According to the Professor Orlando Patterson-led Jamaica Education Transformation Commission (JETC), “The Government of Jamaica is committing significant resources to education, but the returns are well below what is acceptable. This disconnect between spend and results is due in large part to the lack of accountability across the system, as well as issues in the administration of the education system.’ The recommendations it offered in this regard include finalising regulations related to the Jamaica Teaching Council and Jamaica Tertiary Education Commission and amending the Education Act and Education Regulations.
It’s quite shameful, actually, that we have been talking about these issues and the changes that ought to occur, for so long, and not much has been done as yet. Do we not realise and appreciate that these reforms are critical to ‘Transforming our education system to enable all Jamaicans to fulfil their potential and contribute to Jamaica’s development in the 21st Century’ (JETC Vision)? What is the reason for the snail’s pace at which change occurs in the education sector?
FULLEST POTENTIAL
Under goal two of Vision 2030, the National Development Plan which was launched in 2009, the government committed to ensuring ‘Jamaicans are empowered to achieve their fullest potential’ This is commendable but the government must recognise we cannot achieve this if cowardice, lethargy and inaction are characteristic of what has been happening in the education sector for several years. Our students are suffering and the nation’s development is being held back. Policy and decision-makers therefore cannot continue to tinker with what must be done, they need to be bold and firm in pursuing the reform agenda. As former education minister, Maxine Henry-Wilson, said some weeks ago, we need an education ministry that is fit for purpose. It’s the only way to ensure that recommendations are implemented and monitored properly, that all stakeholders, from the classroom to the ministry, are held accountable and that resource allocation is targeted to students and schools where the need is greatest.

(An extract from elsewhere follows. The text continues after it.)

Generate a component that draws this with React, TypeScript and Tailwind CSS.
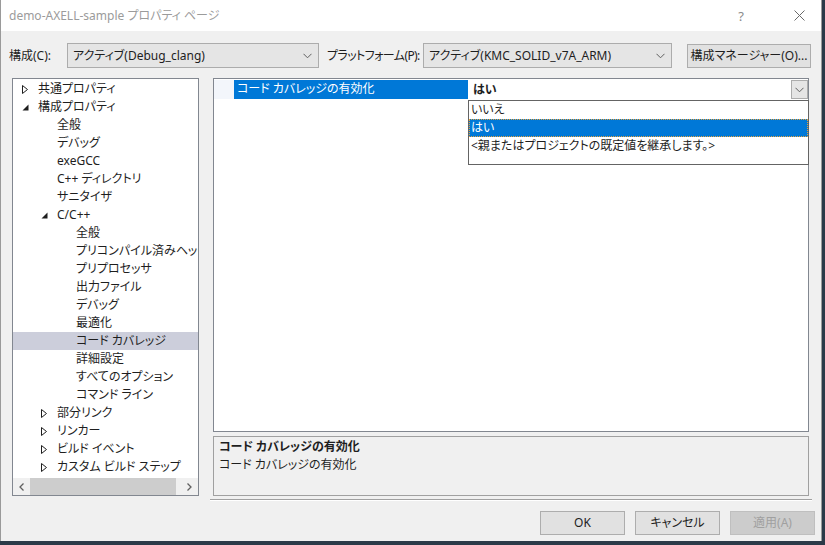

Like many Jamaicans, I am delighted that there seems to be a level of seriousness with regularising the Jamaica Teaching Council which, among other things, would ‘contribute to improving the quality of teaching and learning in Jamaica by regulating the entry and standing of members of the teaching profession’. Our teachers need better pay and better working conditions. There needs to be greater accountability as well but everyone is skirting around this (seemingly to avoid upsetting the educators). It is, in my humble opinion, a critical part of the transformation that we desperately crave to improve teaching and learning in this country. Unsurprisingly, The Jamaica Teachers’ Association has taken issue with some of the proposals in the Jamaica Teaching Council Bill. It seems to be a custom for them to be deeply concerned or opposed to efforts to reform the education system, and decision-makers somehow acquiesce to their strident advocacy. While there may very well be a need to make changes to the proposed bill, one hopes this is not the case (this time).
ACCOUNTABILITY
Speaking about accountability, the education ministry has embarked on consultations for a dress and grooming policy (at long last?). It’s not quite clear what will be different from what was published in the guidance issued in 2018. Some educators have already made public remarks about this. Sadly, while there may very well be a need for such a policy, many of us are not very hopeful that very much will change. Educators will still have free reign to lock students out of school or take other ‘disciplinary’ actions (sometimes without consulting parents or guardians). One week into the start of the new school year and students are already being harassed for ‘breaking’ the ridiculous rules about dress and grooming. When will the education ministry put a stop to the tyranny that is disrupting actual teaching and learning? How difficult is it to actually hold school administrators and boards accountable around this uncannily contentious issue of uniforms and grooming?
We have to get serious about education. Our development hinges on having a more educated population with a labour force that has the requisite certification. A lot of changes need to happen to fix the education system, and those with the power should not pussyfoot around with their responsibilities, they should not skirt around the issues or retreat because of the power wielded by educators. The education ministry needs to be relentless in its resolve to fix the plethora of challenges that continue to impede progress, including holding itself accountable, proper allocation of resources, making the ministry fit for purpose and, importantly, not cowering to the tactics of educators who are hell-bent on things being done their way and their way only.